The flirting of many evangelicals with forms of trajectory hermeneutics is just one example of the way in which the creedal understanding of the relationship between the testaments has become compromised.

I’ve written before about trajectories, and clearly I believe that there are trajectories in scripture and that we need to pay attention to them. This is part of my belief that we often develop doctrines of inspiration (and a resulting hermeneutic) that ignore the human portion of the communication. I don’t refer here to the prophet, but rather to those who receive God’s communication. The accuracy of communication cannot be stated without noting how accurately a message is received. But that is another topic which I discuss further in my book on the subject.

What I’m interested in here is the suggestion that the debates about sexual ethics in general, and about homosexuality in particular, have done violence to hermeneutics that had not already been done.

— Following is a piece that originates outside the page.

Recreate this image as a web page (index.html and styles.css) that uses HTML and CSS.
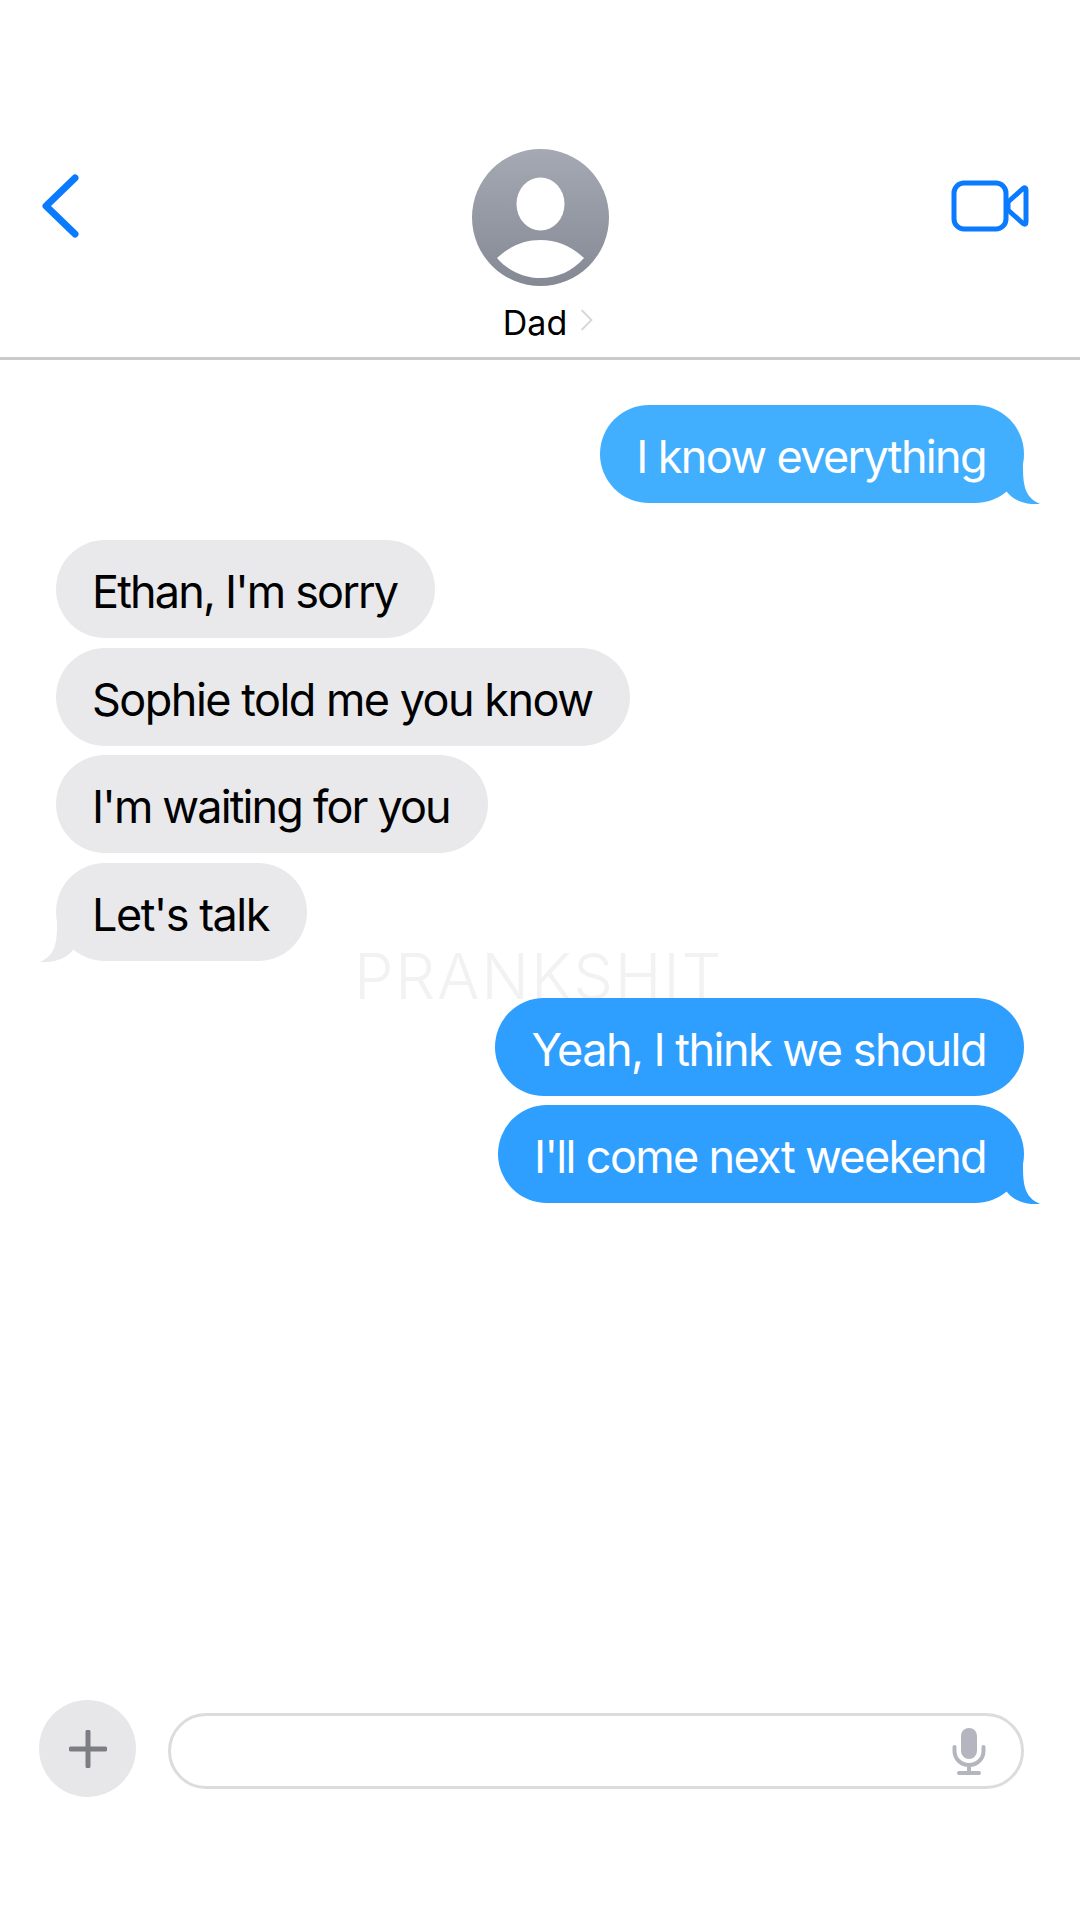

So I change the subject. What hermeneutic produces the liturgy and organizational structure of the Episcopal Church USA or the Anglican communion as a whole? How do we get from the New Testament to the cathedral, from the home meeting where everyone participated to church architecture with a raised platform and a privileged few leaders? Might I even go so far as to ask what trajectory permitted these changes?

I note that one departure from scripture, in sexual ethics, is regarded as sufficient to prevent certain levels of fellowship between the United Methodist Church, of which I am a member, and the Episcopal Church or the United Church of Christ. The other, in ecclesiology seems less important to those in positions of authority.

But of course that question is grossly unfair, because I could ask the same thing about the organizational structures and liturgy of the United Methodist Church. Well, as long as everyone is sinning in the same way …

This reminds me of a conversation I had with a theology professor about a colleague who was teaching religion somewhere in the Bible belt. This colleague noted that there was a great deal of tension about his moderately liberal academic views regarding scripture as he taught. He was teaching a general course in basic Christianity, however, and eventually they came to sexual ethics. Suddenly the students reversed positions. The professor took the idea of sexual purity seriously, with sexual relations only permissible within marriage. Suddenly the conservative students thought their “liberal” professor was way too conservative.

Which reminds me of another thing I’ve observed about the human side of doctrine. There are clean sins and dirty sins. Clean sins are the ones I commit. Dirty sins are the ones you commit.

I wouldn’t want to speak for God, but I’m suspecting God’s view might be different.